Property taxes make up about 20% of general fund revenues. While overall general fund property tax revenues grew in fiscal 2014 (up 1.1%), actual collections were more than 18% below the amended budget figure. Management attributes the shortfall to a combination of budget misstatements and weaker actual collections.

Fitch views a healthy fund balance as a necessary mitigant to the city's small overall budget size and exposure to economically sensitive sales taxes, a portion of which are derived from cyclical oil and gas activities. The recent depletion of reserves and uncertainty regarding replenishment significantly weaken the city's credit profile.


Management currently projects a fiscal 2015 general fund deficit of about $1.3 million, which would result in a negative general fund ending balance of about $1.3 million or -12.7% of spending. Fiscal 2015 estimates include flat revenues (0.6% decline versus fiscal 2014 actual revenues) and about 5% expenditure growth, driven in part by debt service needs due to the impact of fiscal 2014 debt issuance payments. Fiscal 2015 general fund spending included about $700,000 for debt service, which is expected to be covered by an increase in the debt service property tax rate in fiscal 2016.

The current fiscal 2016 budget is balanced, aided by an annual transfer from the city's utility funds of about $960,000. A recently approved additional utility transfer of about $700,000 is expected to reduce the general fund ending deficit balance to about $331,000 or -3.7% of spending

Management has indicated that additional revenue and/or expenditure measures are being considered to further shore up operations. The fiscal 2016 budget assumes a 10.4% decline in expenditures, driven largely by reduced public works spending and cuts in administrative costs.


Recent annual audits featured unqualified opinions. However, the city's auditor has cited several deficiencies regarding internal controls. The city pointed to these deficiencies as the cause of a 12-day delay in a small portion of the Sept. 1, 2012 interest payment (less than 5% of the total $165,384 payment).

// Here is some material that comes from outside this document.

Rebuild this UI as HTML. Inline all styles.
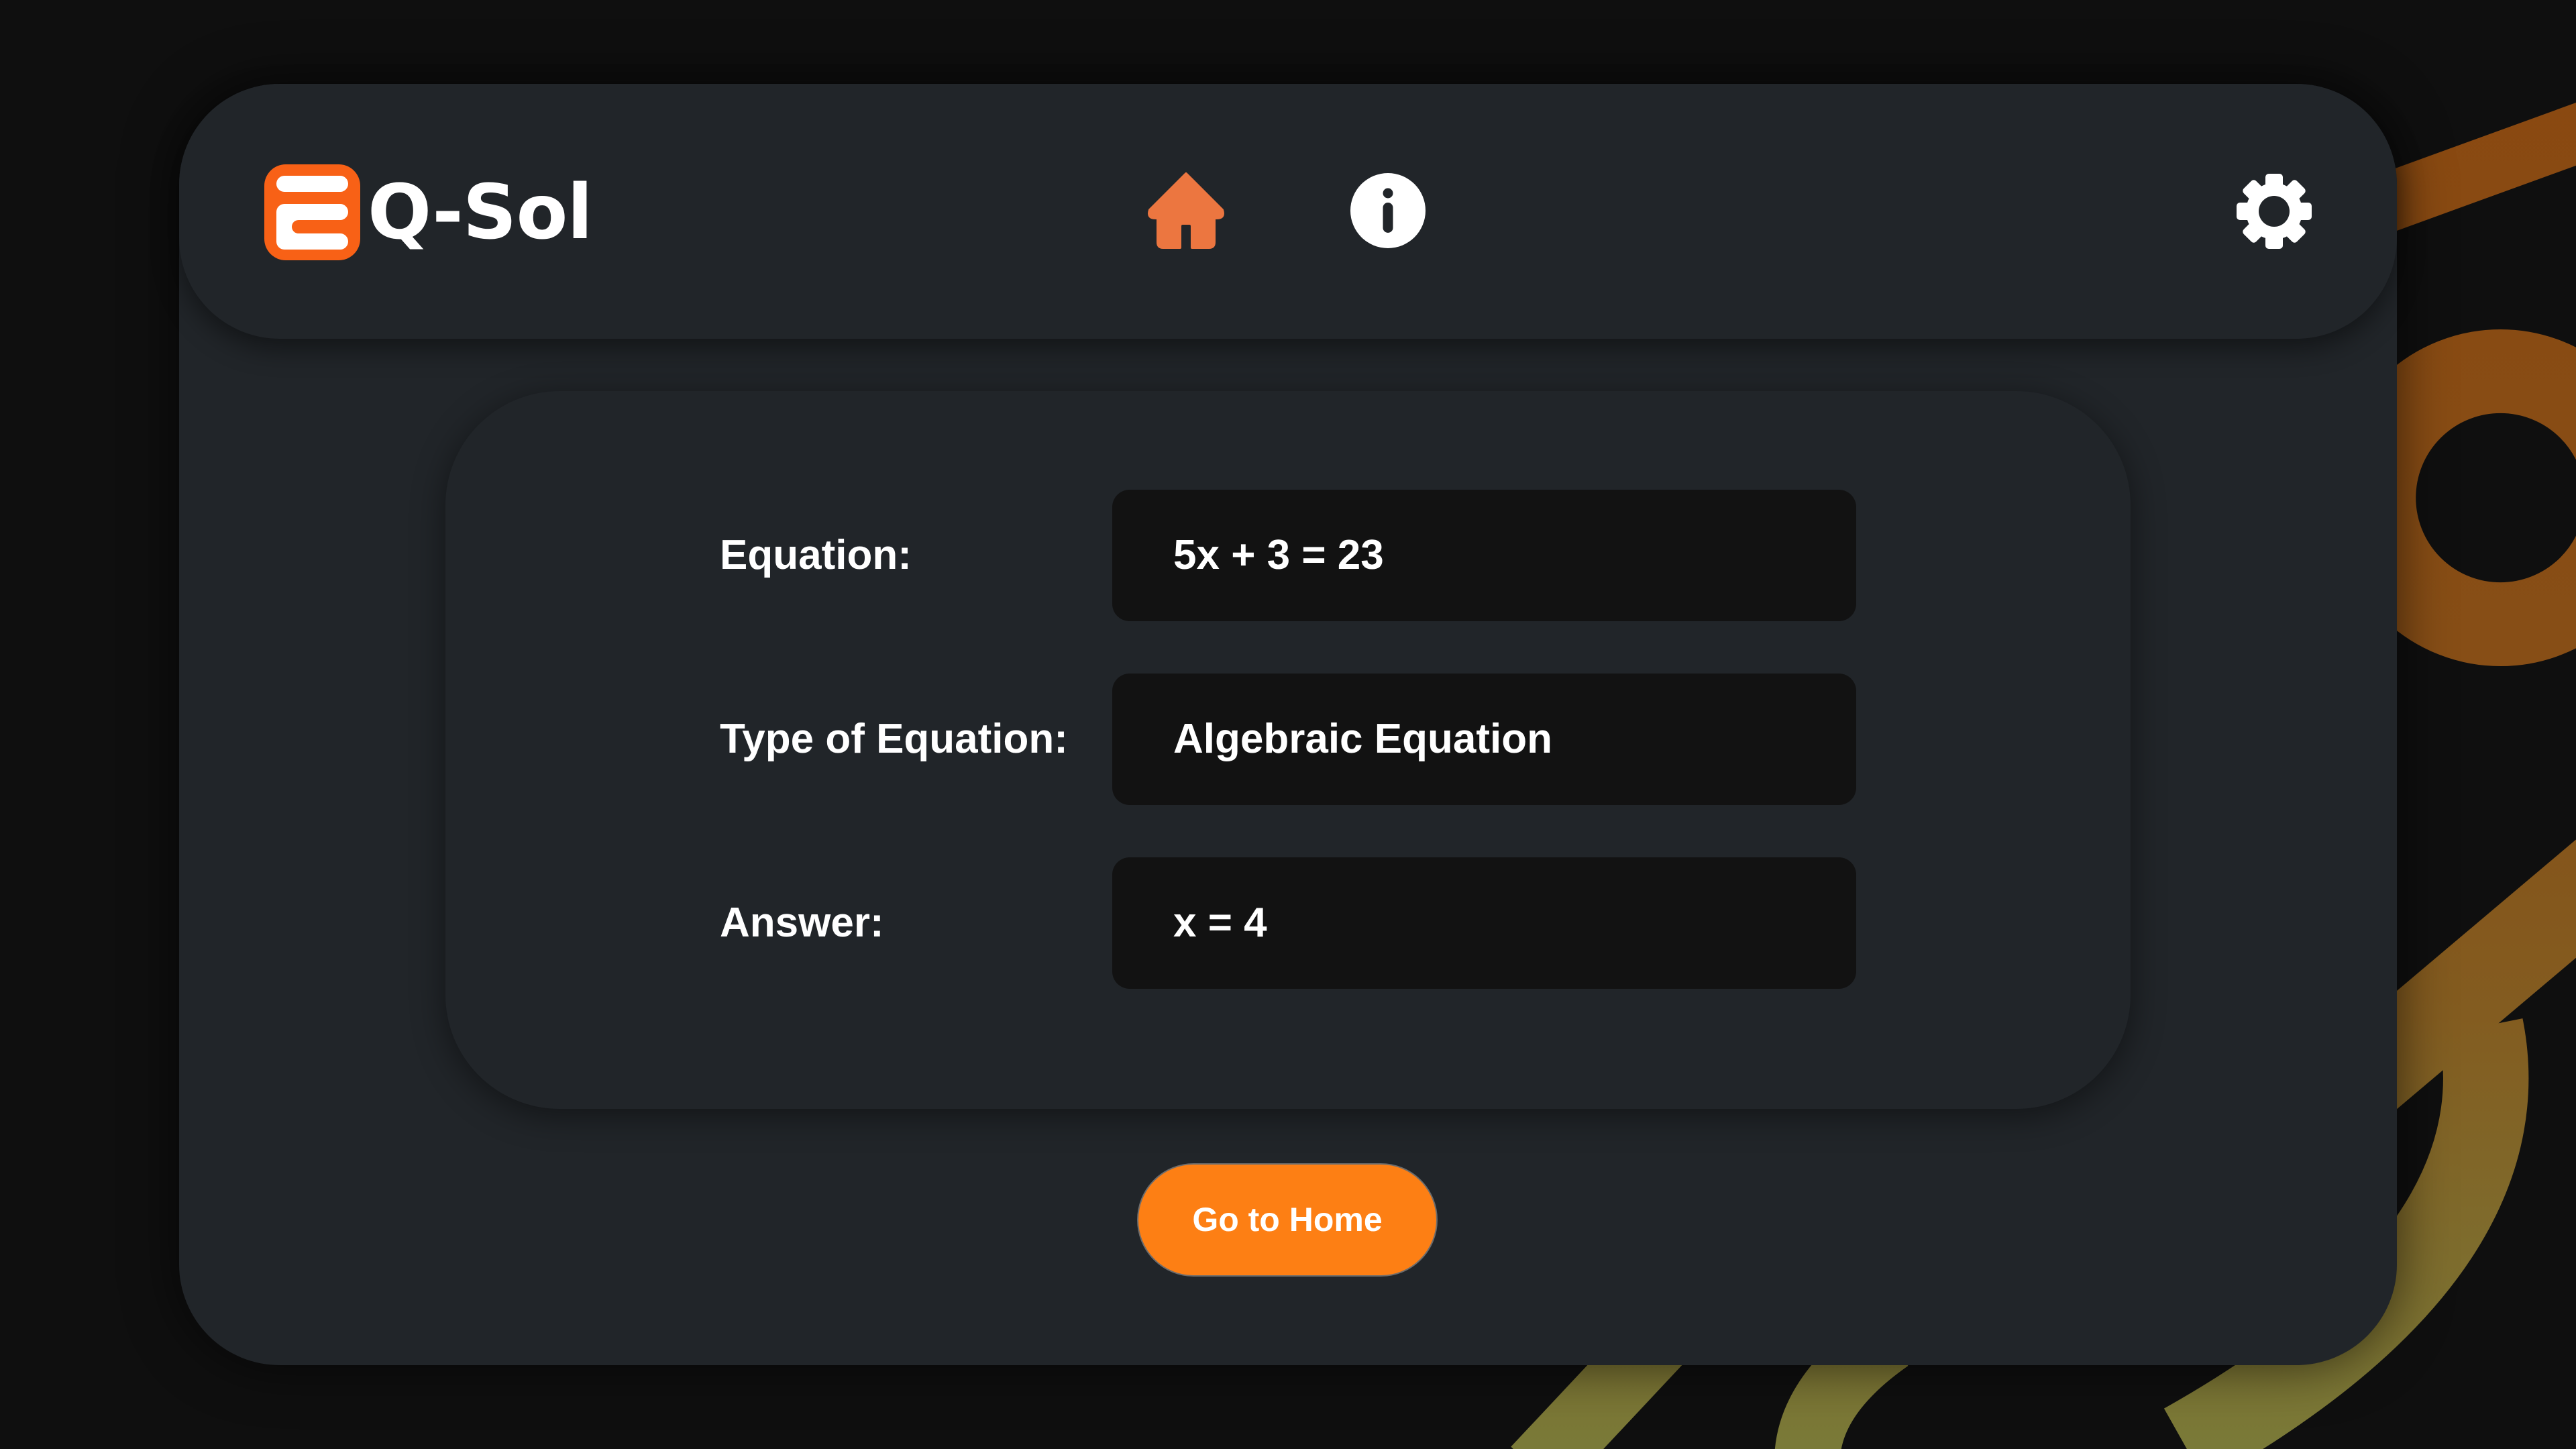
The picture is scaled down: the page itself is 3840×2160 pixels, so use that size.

Despite new procedures to address the internal control concerns, these deficiencies were again cited in the city's fiscal 2014 audit and certainly have contributed to the ongoing financial stress. Management has indicated that additional efforts are being made to improve financial controls and reporting.


The city's combined electric, water, and gas utility system supports general city operations through annual transfers. The transfer totaled $785,000 in fiscal 2014 or 8% of general fund revenues. The transfer totaled $725,000 for fiscal 2015, with another $120,000 added for budget stabilization. The standard transfer is budgeted at about $960,000 for fiscal 2016, plus the additional for budget stabilization that was recently approved.

The standard monthly transfers were initiated to support the fiscal health of the city and are annually appropriated in the system's budget. The transfers are made per a memorandum of understanding (MOU) between the city and the system that expired in 2013. The city reports that it is working on a renewal of the MOU.

The system demonstrates adequate capacity for continued general fund assistance due to its limited debt obligations and positive operating margins that produced over $2 million in net revenues after debt service and city transfers, in fiscal 2014. Continued utility fund support of the general fund, beyond an amount commensurate with administrative costs and/or a payment in lieu of taxes or franchise fee, is an ongoing credit concern.


The city does not currently produce annual cash flow estimates. General fund liquidity levels have been low in recent years, and management initially projected a potential need to borrow about $250,000 for cash flow needs in fiscal 2016. The recently approved additional transfer from the utility system eliminated this need. Should cash flow needs arise later in the year, management has indicated that borrowing would be from utility system available revenues.


The city's overall debt levels are high on a per capita basis ($5,785 for fiscal 2014) and extremely high as a percentage of market value (15.5%). Debt levels should remain high as amortization is average (about 50% in 10 years). No additional near-term debt issuance is planned. The city's annual debt service as percentage of governmental spending is midrange, at about 8% in fiscal 2014, but will increase significantly in fiscal 2015 (estimated at 15%) reflecting the impact of 2014 sales tax, CO and GO borrowings.

The city's pension plan is provided through the Texas Municipal Retirement System and was 88% funded as of Dec. 31, 2013. Other post-employment benefits are limited to supplemental death benefits totaling one year of salary. Total carrying costs for debt service and pensions were manageable at about 11% of governmental fund spending in fiscal 2014. Increased debt service levels in fiscal 2015 will increase total carrying costs, but the level is expected to remain manageable, estimated at 18% for fiscal 2015.


Robstown's local economy is limited, with a concentration in the energy sector. The city benefits from its location at the intersection of two major gulf coast surface, port, and rail corridors. While the economy has benefited from the drilling activity in the Eagle Ford shale, a large oil and gas shale formation that reaches just north of the city, recent declines in oil prices have negatively affected the industry in the area and, as a result, city tax revenues.

City employment figures are unavailable. The Nueces County July 2015 4.9% unemployment rate represents a decline from 5.4% a year prior, and is close to the comparable state rate (4.6%) and below the comparable national (5.6%) average. City income and wealth indicators are well below average, and the city's poverty rate is about double the U.S. average.

The city's tax base has seen recent continued expansion, with annual TAV growth averaging about 9% for fiscal years 2014 through 2016. Some of this growth was likely driven by inherently cyclical oil and gas activity, which could moderate with continued sector weakness. The city is seeing some additional economic development activity, including the construction of an 83-store outlet mall expected to be completed by 2016.